DATA EXTRACT start

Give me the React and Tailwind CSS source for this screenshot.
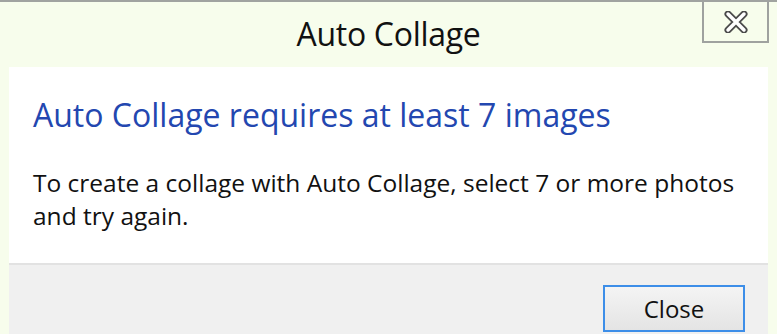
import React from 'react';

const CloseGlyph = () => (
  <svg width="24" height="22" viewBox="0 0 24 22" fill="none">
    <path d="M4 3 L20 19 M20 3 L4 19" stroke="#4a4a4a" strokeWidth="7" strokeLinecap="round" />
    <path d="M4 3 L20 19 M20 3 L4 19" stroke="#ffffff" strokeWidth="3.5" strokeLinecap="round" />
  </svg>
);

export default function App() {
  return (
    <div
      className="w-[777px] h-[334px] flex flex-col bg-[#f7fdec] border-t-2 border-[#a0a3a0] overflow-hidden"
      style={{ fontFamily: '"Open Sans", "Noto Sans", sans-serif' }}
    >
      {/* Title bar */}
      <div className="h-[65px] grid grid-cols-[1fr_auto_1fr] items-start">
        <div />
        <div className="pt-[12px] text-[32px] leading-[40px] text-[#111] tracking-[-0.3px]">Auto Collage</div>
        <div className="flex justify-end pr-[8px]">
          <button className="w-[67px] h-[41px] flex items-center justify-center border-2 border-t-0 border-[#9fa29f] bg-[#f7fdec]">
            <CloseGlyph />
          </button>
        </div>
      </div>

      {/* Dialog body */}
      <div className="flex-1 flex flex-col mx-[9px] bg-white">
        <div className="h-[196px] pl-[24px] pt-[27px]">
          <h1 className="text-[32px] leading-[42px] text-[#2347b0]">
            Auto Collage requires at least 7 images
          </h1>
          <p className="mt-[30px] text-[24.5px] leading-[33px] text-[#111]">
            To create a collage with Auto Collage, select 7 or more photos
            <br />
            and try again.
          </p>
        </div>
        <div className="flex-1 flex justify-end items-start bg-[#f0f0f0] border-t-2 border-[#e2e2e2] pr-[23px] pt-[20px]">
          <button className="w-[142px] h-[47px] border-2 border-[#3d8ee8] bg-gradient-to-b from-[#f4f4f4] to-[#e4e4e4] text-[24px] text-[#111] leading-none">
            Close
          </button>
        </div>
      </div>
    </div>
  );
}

DATA EXTRACT end

TASK OBJECTIVE =>
Reproduce all of the material above word for word. Omit the pictures.

EXERCISE OUTPUT =>
Give me the React and Tailwind CSS source for this screenshot.
import React from 'react';

const CloseGlyph = () => (
  <svg width="24" height="22" viewBox="0 0 24 22" fill="none">
    <path d="M4 3 L20 19 M20 3 L4 19" stroke="#4a4a4a" strokeWidth="7" strokeLinecap="round" />
    <path d="M4 3 L20 19 M20 3 L4 19" stroke="#ffffff" strokeWidth="3.5" strokeLinecap="round" />
  </svg>
);

export default function App() {
  return (
    <div
      className="w-[777px] h-[334px] flex flex-col bg-[#f7fdec] border-t-2 border-[#a0a3a0] overflow-hidden"
      style={{ fontFamily: '"Open Sans", "Noto Sans", sans-serif' }}
    >
      {/* Title bar */}
      <div className="h-[65px] grid grid-cols-[1fr_auto_1fr] items-start">
        <div />
        <div className="pt-[12px] text-[32px] leading-[40px] text-[#111] tracking-[-0.3px]">Auto Collage</div>
        <div className="flex justify-end pr-[8px]">
          <button className="w-[67px] h-[41px] flex items-center justify-center border-2 border-t-0 border-[#9fa29f] bg-[#f7fdec]">
            <CloseGlyph />
          </button>
        </div>
      </div>

      {/* Dialog body */}
      <div className="flex-1 flex flex-col mx-[9px] bg-white">
        <div className="h-[196px] pl-[24px] pt-[27px]">
          <h1 className="text-[32px] leading-[42px] text-[#2347b0]">
            Auto Collage requires at least 7 images
          </h1>
          <p className="mt-[30px] text-[24.5px] leading-[33px] text-[#111]">
            To create a collage with Auto Collage, select 7 or more photos
            <br />
            and try again.
          </p>
        </div>
        <div className="flex-1 flex justify-end items-start bg-[#f0f0f0] border-t-2 border-[#e2e2e2] pr-[23px] pt-[20px]">
          <button className="w-[142px] h-[47px] border-2 border-[#3d8ee8] bg-gradient-to-b from-[#f4f4f4] to-[#e4e4e4] text-[24px] text-[#111] leading-none">
            Close
          </button>
        </div>
      </div>
    </div>
  );
}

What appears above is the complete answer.